Rest. The very word relaxes me. I repeat it to myself on crazy days. Rest. I will get some, eventually, I think to myself, and then I keep moving through the craziness. I've decided this weekend that often both rest and craziness exist primarily in my head.
This weekend, for instance, my husband and I planned two nights away in Fountain Hills, on the edge of town, with kids farmed out to family and a friend. Ahh, rest for two whole days! Sure enough, the weekend included plenty of lolling on king-size hotel bed watching movies, splashing each other in the pool, and eating out. It also included a couple hours of time alone doing Bible study, writing down goals, and talking about the future of Victor's business. Still restful? Sure, but now the rest seems to cross the border with work, since business and intense thought and writing went on.
Our weekend also included a long workout session at the nearby YMCA - yoga for me, weights for Victor, and a post-workout game of one-on-one basketball. And the day after, an early 12-mile trail run for me. Still restful? Not for most people. Victor slept in - rested - the second day because the YMCA fun was enough fun for one weekend. On the other hand, the trail run actually represented an "easy" weekend effort for me, since I was supposed to do an 18-mile long run for marathon training, and I just didn't feel like sacrificing that much of my free time away from Victor during our weekend together. So twelve miles felt restful in comparison to eighteen, and I got back just as Victor hit the shower. Perfect.
On the other hand, some kinds of "rest" impede better rest, such as staying up till midnight on Saturday night watching a movie (restful) and then tossing in bed for five hours of restless sleep instead of sleeping in (not so restful). The best laid plans go awry. Here I had the perfect opportunity and excuse to stay up late NOT on the computer doing the budget, AND sleep in afterward as long as I wanted, and my body did not follow the agenda. I paid for it with a wicked migraine later that evening.
Finally, the weekend also included our two children joining us at the hotel at 9am the last day, to eat a late breakfast and go swimming for a couple hours. Restful? Actually, yes. Even with the marathon session in the pool of impromptu swim lessons, tossing them into the deep end, trying out the hot tub in 100-degree weather, and then attempting to keep them awake for the hour drive home so they got a real nap in their own beds. Much better that than coming home to tired, whiny, clinging kids who feel like making us pay for being away doing Fun Things Without Them for two days.

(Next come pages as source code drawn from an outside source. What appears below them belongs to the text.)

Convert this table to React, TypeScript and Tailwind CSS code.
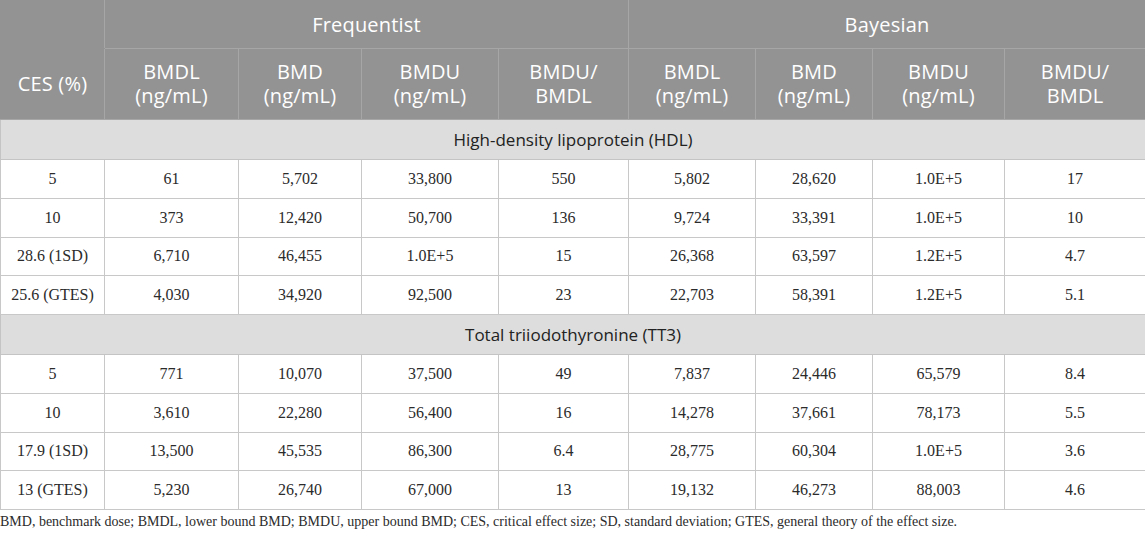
import React from "react";

const widths = [104, 134, 123, 137, 130, 127, 117, 132, 141];

const hdl = [
  ["5", "61", "5,702", "33,800", "550", "5,802", "28,620", "1.0E+5", "17"],
  ["10", "373", "12,420", "50,700", "136", "9,724", "33,391", "1.0E+5", "10"],
  ["28.6 (1SD)", "6,710", "46,455", "1.0E+5", "15", "26,368", "63,597", "1.2E+5", "4.7"],
  ["25.6 (GTES)", "4,030", "34,920", "92,500", "23", "22,703", "58,391", "1.2E+5", "5.1"],
];

const tt3 = [
  ["5", "771", "10,070", "37,500", "49", "7,837", "24,446", "65,579", "8.4"],
  ["10", "3,610", "22,280", "56,400", "16", "14,278", "37,661", "78,173", "5.5"],
  ["17.9 (1SD)", "13,500", "45,535", "86,300", "6.4", "28,775", "60,304", "1.0E+5", "3.6"],
  ["13 (GTES)", "5,230", "26,740", "67,000", "13", "19,132", "46,273", "88,003", "4.6"],
];

const subHeads = [
  ["BMDL", "(ng/mL)"],
  ["BMD", "(ng/mL)"],
  ["BMDU", "(ng/mL)"],
  ["BMDU/", "BMDL"],
];

function Section({ title, rows }: { title: string; rows: string[][] }) {
  return (
    <>
      <tr className="h-[40px] bg-[#dcdddc]">
        <td
          colSpan={9}
          className="border border-[#c4c4c4] text-center text-[17px] text-[#222] font-['Open_Sans',sans-serif]"
        >
          {title}
        </td>
      </tr>
      {rows.map((r, i) => (
        <tr key={i} className="h-[38.75px] bg-white">
          {r.map((c, j) => (
            <td
              key={j}
              className="border border-[#c8c8c8] text-center text-[16px] text-[#2b2b2b] font-['Liberation_Serif',serif]"
            >
              {c}
            </td>
          ))}
        </tr>
      ))}
    </>
  );
}

export default function App() {
  return (
    <div className="w-[1145px] h-[534px] bg-white overflow-hidden">
      <table className="w-[1145px] table-fixed border-collapse">
        <colgroup>
          {widths.map((w, i) => (
            <col key={i} style={{ width: w }} />
          ))}
        </colgroup>
        <thead className="bg-[#939393] text-white font-['Open_Sans',sans-serif] text-[20px] leading-[24px] tracking-[0.2px]">
          <tr className="h-[48px]">
            <th className="font-normal border border-[#a6a6a6] border-l-[#939393] border-t-[#939393] border-b-[#939393]"></th>
            <th colSpan={4} className="font-normal border border-[#a6a6a6] border-t-[#939393]">
              Frequentist
            </th>
            <th colSpan={4} className="font-normal border border-[#a6a6a6] border-t-[#939393] border-r-[#939393]">
              Bayesian
            </th>
          </tr>
          <tr className="h-[71px]">
            <th className="font-normal border border-[#a6a6a6] border-l-[#939393] border-t-[#939393]">
              CES (%)
            </th>
            {[...subHeads, ...subHeads].map((h, i) => (
              <th key={i} className="font-normal border border-[#a6a6a6] last:border-r-[#939393]">
                {h[0]}
                <br />
                {h[1]}
              </th>
            ))}
          </tr>
        </thead>
        <tbody>
          <Section title="High-density lipoprotein (HDL)" rows={hdl} />
          <Section title="Total triiodothyronine (TT3)" rows={tt3} />
        </tbody>
      </table>
      <p className="pt-[1px] text-[14px] text-[#2b2b2b] font-['Liberation_Serif',serif]">
        BMD, benchmark dose; BMDL, lower bound BMD; BMDU, upper bound BMD; CES, critical effect size; SD, standard deviation; GTES, general theory of the effect size.
      </p>
    </div>
  );
}
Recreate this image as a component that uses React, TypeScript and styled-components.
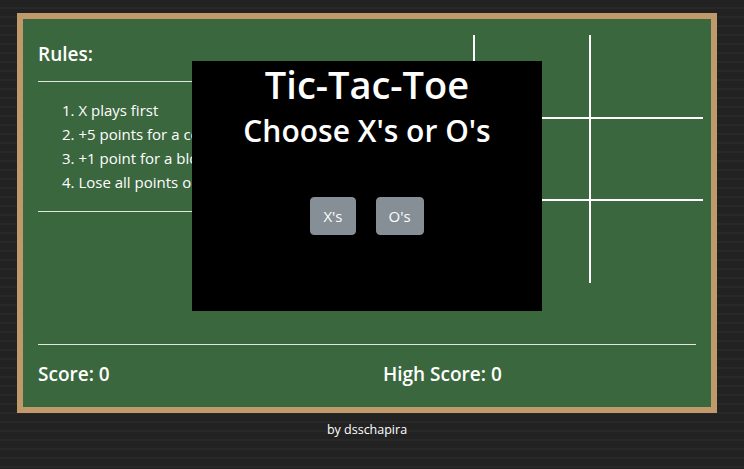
import React from "react";
import styled, { createGlobalStyle } from "styled-components";

const Global = createGlobalStyle`
  html, body {
    margin: 0;
    padding: 0;
  }
  body {
    background-color: #222222;
    background-image: repeating-linear-gradient(
      180deg,
      #222222 0px,
      #222222 7px,
      #282828 7px,
      #282828 9px
    );
    font-family: "Open Sans", "Noto Sans", sans-serif;
    color: #ffffff;
    min-height: 469px;
  }
`;

const Page = styled.div`
  padding: 13px 0 0 17px;
  width: 700px;
`;

const Board = styled.div`
  position: relative;
  box-sizing: border-box;
  width: 700px;
  height: 400px;
  border: 6px solid #c19a6b;
  background: #3b673e;
  padding: 16px 8px 0 15px;
  display: flex;
  flex-direction: column;
`;

const TopRow = styled.div`
  display: flex;
  justify-content: space-between;
  align-items: flex-start;
`;

const RulesCol = styled.div`
  width: 330px;
  padding-top: 7px;
`;

const Heading = styled.div`
  font-size: 19px;
  line-height: 24px;
  font-weight: 600;
`;

const Rule = styled.hr<{ $top: number; $bottom: number }>`
  border: 0;
  border-top: 1px solid #dfe7df;
  margin: ${(p) => `${p.$top}px 0 ${p.$bottom}px`};
  height: 0;
`;

const RuleList = styled.ol`
  margin: 0;
  padding: 0 0 0 24px;
  list-style-position: inside;
  font-size: 15px;
  line-height: 24px;
`;

const Grid = styled.div`
  width: 344px;
  height: 248px;
  display: grid;
  grid-template-columns: 116px 116px 112px;
  grid-template-rows: 84px 82px 82px;
`;

const Cell = styled.div<{ $right: boolean; $bottom: boolean }>`
  border-right: ${(p) => (p.$right ? "2px solid #ffffff" : "0")};
  border-bottom: ${(p) => (p.$bottom ? "2px solid #ffffff" : "0")};
`;

const Footer = styled.div`
  margin-top: auto;
  margin-right: 7px;
  padding-bottom: 21px;
`;

const Scores = styled.div`
  display: grid;
  grid-template-columns: 345px 1fr;
  font-size: 19px;
  line-height: 24px;
  font-weight: 600;
`;

const Modal = styled.div`
  position: absolute;
  left: 169px;
  top: 42px;
  width: 350px;
  height: 250px;
  background: #000000;
  display: flex;
  flex-direction: column;
  align-items: center;
`;

const Title = styled.h1`
  margin: 0;
  font-size: 38px;
  line-height: 46px;
  font-weight: 600;
`;

const Subtitle = styled.h2`
  margin: 6px 0 0;
  font-size: 30px;
  line-height: 36px;
  font-weight: 600;
`;

const Buttons = styled.div`
  display: flex;
  gap: 20px;
  margin-top: 48px;
`;

const ChoiceButton = styled.button`
  font-family: inherit;
  font-size: 15px;
  line-height: 24px;
  padding: 6px 12px;
  border: 1px solid #868e96;
  border-radius: 4px;
  background: #868e96;
  color: #ffffff;
  cursor: pointer;
`;

const Credit = styled.div`
  text-align: center;
  font-size: 12.5px;
  line-height: 20px;
  margin-top: 7px;
`;

const rules = [
  "X plays first",
  "+5 points for a completed row",
  "+1 point for a block",
  "Lose all points on a loss",
];

export default function App() {
  const cells = Array.from({ length: 9 }, (_, i) => i);
  return (
    <>
      <Global />
      <Page>
        <Board>
          <TopRow>
            <RulesCol>
              <Heading>Rules:</Heading>
              <Rule $top={15} $bottom={16} />
              <RuleList>
                {rules.map((r) => (
                  <li key={r}>{r}</li>
                ))}
              </RuleList>
              <Rule $top={17} $bottom={0} />
            </RulesCol>
            <Grid>
              {cells.map((i) => (
                <Cell key={i} $right={i % 3 !== 2} $bottom={i < 6} />
              ))}
            </Grid>
          </TopRow>
          <Footer>
            <Rule $top={0} $bottom={17} />
            <Scores>
              <div>Score: 0</div>
              <div>High Score: 0</div>
            </Scores>
          </Footer>
          <Modal>
            <Title>Tic-Tac-Toe</Title>
            <Subtitle>Choose X's or O's</Subtitle>
            <Buttons>
              <ChoiceButton>X's</ChoiceButton>
              <ChoiceButton>O's</ChoiceButton>
            </Buttons>
          </Modal>
        </Board>
        <Credit>by dsschapira</Credit>
      </Page>
    </>
  );
}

So my question to myself as I lay in bed last night, gratefully post-migraine, was this: had my weekend been restful or crazy? Was it more work, or more play? Hmm. My husband loves the following quote, regarding rest, work, and play, by James A. Michener: "The master in the art of living makes little distinction between his work and his play, his labor and his leisure, his mind and his body, his information and his recreation, his love and his religion. He hardly knows which is which. He simply pursues his vision of excellence at whatever he does, leaving others to decide whether he is working or playing. To him he's always doing both." Victor, as do I, believes that when our God-given gifts and passions and dreams align with our actions, we don't distinguish so much between work and play, between rest and un-rest. When God rested the seventh day after creating the world, do you think He took a nap? Genesis says He spent time admiring the panoply of wonder and design in His untouched world. So, dear women, go rest. Go work. Go play. Decide in the doing whether you are mastering the art of living.